The rest of the argument is too convoluted: note that $|G/\mathrm{ker}(f)|$ divides both $|G|$ (since it is equal to $|G|/|\mathrm{ker}(f)|$, and $|H|$ (because it is isomorphic to a subgroup of $H$), hence divides their gcd, which is $1$.

Answer 2

The order of the image of $f$ divides the order of $G$ because $\operatorname{im} (f) \cong G/\ker(f)$.

The order of the image of $f$ divides the order of $H$ because $\operatorname{im} (f)$ is a subgroup of $H$.

Therefore, order of the image of $f$ divides $\gcd(|G|,|H|)=1$.

Answer 3

Basically the same as lhf's answer, but without the first homomorphism theorem. Say $f\colon G\to H$ such a homomorphism. Then $o(f(g))\mid o(g)$ for every $g\in G$, and hence $o(f(g))\mid |G|$. But $o(f(g))\mid |H|$ (Lagrange). Therefore, $o(f(g))$ divides both $|G|$ and $|H|$, which are coprime.
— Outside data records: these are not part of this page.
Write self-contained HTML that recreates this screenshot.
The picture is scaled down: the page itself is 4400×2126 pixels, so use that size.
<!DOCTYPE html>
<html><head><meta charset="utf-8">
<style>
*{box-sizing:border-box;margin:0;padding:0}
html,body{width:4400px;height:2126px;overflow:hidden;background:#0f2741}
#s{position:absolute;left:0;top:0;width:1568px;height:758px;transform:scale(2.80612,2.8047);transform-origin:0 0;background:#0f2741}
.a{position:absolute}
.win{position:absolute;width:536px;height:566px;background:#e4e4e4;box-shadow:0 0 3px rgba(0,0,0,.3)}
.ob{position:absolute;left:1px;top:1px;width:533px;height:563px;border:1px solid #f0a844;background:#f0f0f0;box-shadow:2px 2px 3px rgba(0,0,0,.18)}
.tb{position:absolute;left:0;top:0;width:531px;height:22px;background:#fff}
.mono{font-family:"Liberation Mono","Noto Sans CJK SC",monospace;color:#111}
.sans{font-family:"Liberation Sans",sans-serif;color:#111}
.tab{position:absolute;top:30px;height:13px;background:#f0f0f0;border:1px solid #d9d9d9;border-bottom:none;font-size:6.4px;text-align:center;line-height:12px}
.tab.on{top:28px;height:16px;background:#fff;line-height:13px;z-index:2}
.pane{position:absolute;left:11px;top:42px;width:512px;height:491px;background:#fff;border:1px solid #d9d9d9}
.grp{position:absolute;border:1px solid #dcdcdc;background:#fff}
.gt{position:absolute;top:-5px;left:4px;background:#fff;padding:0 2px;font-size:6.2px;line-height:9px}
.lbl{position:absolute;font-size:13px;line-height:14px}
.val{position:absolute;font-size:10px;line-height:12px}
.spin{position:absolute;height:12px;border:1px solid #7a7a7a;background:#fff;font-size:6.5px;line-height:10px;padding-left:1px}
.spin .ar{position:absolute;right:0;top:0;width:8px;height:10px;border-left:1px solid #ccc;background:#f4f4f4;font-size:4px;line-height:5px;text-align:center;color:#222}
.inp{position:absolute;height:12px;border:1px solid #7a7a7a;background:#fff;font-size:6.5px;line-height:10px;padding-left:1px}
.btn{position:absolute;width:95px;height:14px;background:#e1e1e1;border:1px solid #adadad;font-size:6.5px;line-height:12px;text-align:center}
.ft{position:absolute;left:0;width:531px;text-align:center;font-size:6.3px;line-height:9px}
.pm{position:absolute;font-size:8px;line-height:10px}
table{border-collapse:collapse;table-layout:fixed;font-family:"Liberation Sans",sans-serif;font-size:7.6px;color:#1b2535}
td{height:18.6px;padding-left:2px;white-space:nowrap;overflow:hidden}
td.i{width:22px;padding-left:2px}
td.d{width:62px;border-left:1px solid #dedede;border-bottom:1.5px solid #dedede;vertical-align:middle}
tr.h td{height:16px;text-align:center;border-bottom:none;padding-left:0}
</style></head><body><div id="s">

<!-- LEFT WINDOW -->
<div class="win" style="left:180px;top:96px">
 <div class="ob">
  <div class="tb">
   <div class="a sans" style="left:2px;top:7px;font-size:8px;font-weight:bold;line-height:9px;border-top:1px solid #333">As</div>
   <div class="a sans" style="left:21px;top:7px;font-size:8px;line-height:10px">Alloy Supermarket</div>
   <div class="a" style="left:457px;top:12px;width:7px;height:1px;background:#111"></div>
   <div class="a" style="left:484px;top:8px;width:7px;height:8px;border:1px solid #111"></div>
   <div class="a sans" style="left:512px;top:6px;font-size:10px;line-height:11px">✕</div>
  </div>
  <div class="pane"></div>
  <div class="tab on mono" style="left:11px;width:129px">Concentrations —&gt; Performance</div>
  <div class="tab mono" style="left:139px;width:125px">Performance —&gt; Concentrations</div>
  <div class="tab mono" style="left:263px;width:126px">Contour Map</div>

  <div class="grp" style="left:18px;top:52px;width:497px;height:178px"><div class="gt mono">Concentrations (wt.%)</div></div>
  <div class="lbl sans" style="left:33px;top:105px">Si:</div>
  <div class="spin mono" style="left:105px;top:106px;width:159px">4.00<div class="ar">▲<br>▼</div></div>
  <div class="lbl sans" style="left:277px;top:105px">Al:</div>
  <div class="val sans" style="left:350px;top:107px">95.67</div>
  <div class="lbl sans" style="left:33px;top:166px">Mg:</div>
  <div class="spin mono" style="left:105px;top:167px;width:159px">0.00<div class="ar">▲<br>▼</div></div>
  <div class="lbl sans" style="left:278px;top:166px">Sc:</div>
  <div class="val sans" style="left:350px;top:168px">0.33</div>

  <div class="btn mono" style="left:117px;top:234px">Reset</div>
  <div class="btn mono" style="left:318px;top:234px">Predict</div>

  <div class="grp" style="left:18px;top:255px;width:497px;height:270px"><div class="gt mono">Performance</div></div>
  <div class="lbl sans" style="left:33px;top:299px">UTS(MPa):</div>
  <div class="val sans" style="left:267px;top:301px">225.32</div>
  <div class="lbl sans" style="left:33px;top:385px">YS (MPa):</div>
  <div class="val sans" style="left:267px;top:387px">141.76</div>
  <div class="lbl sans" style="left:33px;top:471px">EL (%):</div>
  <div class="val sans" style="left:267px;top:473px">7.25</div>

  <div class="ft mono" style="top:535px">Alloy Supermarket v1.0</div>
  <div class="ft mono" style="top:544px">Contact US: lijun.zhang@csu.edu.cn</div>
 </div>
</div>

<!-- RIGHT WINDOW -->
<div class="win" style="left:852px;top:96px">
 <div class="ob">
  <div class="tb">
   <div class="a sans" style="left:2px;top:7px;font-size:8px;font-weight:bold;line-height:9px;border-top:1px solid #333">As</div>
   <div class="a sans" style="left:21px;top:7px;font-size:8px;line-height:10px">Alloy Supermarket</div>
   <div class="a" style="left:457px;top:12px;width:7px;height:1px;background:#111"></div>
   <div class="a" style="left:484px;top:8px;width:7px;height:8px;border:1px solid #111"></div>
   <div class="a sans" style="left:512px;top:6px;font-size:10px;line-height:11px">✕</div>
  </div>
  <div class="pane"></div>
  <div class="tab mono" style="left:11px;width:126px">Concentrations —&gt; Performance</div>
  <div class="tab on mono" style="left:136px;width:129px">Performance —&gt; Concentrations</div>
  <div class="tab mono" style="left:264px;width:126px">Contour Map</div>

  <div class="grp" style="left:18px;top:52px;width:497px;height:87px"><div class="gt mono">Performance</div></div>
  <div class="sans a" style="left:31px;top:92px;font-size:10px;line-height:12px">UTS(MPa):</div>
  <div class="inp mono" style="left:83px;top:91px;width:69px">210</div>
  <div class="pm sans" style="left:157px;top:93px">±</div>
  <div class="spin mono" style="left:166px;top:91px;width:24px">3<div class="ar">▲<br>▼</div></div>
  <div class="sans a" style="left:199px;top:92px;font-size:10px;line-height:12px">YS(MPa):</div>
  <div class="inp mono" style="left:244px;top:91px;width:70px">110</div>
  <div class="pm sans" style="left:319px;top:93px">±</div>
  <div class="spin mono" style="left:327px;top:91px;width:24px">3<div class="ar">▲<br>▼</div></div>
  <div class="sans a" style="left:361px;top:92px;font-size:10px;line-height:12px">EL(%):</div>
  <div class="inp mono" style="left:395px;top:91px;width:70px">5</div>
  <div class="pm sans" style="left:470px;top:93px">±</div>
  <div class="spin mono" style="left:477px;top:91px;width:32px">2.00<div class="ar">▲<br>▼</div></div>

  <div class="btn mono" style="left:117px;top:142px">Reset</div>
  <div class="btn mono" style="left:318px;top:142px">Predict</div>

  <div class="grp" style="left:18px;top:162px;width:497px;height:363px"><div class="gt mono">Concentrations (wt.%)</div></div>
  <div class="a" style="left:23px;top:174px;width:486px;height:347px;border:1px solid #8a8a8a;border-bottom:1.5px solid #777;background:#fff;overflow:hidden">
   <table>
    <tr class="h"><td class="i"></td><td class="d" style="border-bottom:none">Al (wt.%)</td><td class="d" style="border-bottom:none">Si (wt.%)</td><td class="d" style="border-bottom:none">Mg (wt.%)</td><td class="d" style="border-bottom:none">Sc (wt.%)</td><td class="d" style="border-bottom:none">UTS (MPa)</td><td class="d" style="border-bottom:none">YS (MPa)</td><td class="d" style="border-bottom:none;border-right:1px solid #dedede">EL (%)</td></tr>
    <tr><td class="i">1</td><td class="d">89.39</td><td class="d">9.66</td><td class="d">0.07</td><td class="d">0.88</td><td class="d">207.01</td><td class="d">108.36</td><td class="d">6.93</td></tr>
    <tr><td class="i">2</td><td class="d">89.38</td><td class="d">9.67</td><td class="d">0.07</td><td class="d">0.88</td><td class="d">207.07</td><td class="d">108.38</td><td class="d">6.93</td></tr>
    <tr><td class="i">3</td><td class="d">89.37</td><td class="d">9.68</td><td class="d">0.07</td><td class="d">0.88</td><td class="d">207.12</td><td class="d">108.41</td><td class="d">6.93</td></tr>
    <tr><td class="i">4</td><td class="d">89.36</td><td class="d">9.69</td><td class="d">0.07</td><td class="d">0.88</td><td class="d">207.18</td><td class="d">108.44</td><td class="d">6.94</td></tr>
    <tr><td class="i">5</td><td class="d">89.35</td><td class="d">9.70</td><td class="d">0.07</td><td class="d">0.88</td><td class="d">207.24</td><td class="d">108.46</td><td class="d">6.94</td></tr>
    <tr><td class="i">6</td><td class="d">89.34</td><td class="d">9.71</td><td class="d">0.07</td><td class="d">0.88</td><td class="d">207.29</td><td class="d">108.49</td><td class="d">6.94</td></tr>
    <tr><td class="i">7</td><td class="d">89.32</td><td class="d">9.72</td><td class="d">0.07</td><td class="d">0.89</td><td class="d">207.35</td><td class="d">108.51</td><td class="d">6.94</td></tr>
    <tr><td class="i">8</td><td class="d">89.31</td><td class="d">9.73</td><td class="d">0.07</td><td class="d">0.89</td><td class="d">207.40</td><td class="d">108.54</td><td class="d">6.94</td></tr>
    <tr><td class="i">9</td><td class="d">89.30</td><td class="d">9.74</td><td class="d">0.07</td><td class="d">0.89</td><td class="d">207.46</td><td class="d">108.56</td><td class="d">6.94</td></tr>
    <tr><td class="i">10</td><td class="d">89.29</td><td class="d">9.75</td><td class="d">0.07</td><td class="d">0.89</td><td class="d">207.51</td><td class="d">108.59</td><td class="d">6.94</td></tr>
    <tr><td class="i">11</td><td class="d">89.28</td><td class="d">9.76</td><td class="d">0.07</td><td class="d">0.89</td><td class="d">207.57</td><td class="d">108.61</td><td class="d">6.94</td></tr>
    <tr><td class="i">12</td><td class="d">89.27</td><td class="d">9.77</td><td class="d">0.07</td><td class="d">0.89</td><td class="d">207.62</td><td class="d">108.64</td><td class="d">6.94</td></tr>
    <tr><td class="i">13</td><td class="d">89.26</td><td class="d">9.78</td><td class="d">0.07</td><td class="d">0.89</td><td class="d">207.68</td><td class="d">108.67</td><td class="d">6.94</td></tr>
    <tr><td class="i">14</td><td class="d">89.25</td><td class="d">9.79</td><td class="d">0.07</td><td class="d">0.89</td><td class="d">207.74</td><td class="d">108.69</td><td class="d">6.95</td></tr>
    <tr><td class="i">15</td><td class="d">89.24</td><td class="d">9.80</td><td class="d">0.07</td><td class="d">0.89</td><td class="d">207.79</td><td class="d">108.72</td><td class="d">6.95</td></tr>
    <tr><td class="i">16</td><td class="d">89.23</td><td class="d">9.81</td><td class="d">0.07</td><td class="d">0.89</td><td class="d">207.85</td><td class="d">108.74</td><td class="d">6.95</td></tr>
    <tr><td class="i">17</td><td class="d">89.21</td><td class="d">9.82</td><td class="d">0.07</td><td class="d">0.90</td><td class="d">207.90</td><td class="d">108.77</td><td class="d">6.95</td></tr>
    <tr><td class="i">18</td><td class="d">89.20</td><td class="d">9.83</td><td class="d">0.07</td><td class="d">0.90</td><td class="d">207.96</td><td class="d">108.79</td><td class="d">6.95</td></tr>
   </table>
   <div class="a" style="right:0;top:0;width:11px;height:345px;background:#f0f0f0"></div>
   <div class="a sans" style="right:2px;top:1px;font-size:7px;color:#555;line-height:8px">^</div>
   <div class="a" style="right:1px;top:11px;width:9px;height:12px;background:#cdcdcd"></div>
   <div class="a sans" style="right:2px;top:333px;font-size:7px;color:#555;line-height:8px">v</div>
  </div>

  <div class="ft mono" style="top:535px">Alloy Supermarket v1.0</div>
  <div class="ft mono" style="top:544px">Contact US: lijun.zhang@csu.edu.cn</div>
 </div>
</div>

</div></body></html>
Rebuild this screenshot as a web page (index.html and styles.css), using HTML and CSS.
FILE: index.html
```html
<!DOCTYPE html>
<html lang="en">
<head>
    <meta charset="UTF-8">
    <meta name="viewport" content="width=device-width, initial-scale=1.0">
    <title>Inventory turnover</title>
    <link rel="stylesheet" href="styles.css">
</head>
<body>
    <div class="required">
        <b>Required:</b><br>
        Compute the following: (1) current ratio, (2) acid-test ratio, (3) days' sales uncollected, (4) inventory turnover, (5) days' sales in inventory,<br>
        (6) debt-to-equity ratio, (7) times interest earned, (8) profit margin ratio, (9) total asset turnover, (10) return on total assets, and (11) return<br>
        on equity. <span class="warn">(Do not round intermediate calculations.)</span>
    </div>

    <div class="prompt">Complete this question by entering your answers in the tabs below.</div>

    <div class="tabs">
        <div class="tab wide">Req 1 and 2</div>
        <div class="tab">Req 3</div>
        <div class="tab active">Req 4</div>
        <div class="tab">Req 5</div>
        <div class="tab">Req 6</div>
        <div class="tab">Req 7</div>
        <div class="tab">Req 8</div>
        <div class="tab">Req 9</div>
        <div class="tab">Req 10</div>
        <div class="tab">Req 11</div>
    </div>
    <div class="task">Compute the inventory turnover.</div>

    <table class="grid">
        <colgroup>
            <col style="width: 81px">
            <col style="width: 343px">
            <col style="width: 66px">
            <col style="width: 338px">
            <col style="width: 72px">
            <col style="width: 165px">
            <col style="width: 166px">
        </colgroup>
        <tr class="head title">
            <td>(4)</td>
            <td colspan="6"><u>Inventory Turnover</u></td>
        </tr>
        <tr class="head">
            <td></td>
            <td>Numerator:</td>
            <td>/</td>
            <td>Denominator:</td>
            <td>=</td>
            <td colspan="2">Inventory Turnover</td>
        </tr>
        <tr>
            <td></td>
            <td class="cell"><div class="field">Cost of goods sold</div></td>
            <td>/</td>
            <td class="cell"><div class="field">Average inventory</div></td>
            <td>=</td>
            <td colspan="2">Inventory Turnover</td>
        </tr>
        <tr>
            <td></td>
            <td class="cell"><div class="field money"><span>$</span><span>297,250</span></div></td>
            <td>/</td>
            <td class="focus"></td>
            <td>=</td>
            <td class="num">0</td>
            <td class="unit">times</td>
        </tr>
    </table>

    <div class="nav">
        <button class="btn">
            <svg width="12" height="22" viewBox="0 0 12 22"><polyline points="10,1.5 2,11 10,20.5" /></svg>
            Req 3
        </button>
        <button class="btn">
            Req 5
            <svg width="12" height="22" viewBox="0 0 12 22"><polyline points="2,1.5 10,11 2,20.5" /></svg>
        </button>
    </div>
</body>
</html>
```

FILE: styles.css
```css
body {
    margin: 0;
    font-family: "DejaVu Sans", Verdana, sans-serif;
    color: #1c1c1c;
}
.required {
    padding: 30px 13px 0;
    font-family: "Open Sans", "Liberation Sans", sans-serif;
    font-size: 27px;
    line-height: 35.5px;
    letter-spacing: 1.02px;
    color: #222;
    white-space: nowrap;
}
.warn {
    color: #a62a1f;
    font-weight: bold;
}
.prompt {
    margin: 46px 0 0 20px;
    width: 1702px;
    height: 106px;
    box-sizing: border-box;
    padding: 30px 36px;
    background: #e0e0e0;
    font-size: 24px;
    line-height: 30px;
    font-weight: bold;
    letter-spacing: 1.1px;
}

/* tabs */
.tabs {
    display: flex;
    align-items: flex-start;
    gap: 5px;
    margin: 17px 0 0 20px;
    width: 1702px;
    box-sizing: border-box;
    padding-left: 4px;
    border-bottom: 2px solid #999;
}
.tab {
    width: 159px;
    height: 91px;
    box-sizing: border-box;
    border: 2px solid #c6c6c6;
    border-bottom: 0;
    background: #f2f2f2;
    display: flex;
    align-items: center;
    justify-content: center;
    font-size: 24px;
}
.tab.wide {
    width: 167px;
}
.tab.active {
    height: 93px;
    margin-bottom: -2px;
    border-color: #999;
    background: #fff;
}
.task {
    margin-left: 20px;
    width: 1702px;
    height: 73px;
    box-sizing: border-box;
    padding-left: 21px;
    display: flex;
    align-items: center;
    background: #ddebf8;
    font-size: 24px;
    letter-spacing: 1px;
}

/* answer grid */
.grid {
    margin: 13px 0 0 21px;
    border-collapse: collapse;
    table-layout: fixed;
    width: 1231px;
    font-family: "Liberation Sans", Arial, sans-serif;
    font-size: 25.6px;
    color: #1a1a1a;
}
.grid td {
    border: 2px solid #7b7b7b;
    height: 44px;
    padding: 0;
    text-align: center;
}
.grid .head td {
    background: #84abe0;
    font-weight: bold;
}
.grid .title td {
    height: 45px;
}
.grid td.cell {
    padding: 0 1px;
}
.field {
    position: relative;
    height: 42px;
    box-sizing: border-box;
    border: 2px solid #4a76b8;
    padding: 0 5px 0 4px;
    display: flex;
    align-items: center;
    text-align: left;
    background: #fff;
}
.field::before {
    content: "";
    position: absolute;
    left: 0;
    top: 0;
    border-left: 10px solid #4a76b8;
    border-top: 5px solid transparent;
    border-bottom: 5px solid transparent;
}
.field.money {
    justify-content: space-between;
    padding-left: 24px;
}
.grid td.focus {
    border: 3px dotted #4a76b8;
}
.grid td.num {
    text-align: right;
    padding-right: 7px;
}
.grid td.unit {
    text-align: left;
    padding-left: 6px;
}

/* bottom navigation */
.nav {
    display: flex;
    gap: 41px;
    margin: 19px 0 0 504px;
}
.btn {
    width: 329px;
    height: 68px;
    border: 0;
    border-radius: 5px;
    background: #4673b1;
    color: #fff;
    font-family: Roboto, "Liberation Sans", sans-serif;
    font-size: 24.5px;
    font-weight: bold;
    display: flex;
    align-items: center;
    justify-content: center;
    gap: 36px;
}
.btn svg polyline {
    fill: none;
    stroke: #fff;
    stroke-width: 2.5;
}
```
So, $o(f(g))=1$ for every $g\in G$, and hence $f$ is the trivial homomorphism.

Answer 4

For any $g\in G$, by "homomorphismness", and Lagrange, $\phi(g)$ has order dividing $\lvert G\rvert $. For $$e=\phi(e)=\phi(g^{\lvert G\rvert})=\phi (g)^{\lvert G\rvert}$$.

And by Lagrange, $\lvert \phi(g)\rvert \mid\lvert H\rvert $.

$\therefore \lvert \phi(g)\rvert =1$, that is $\phi(g)=e$, or $\phi$ is trivial.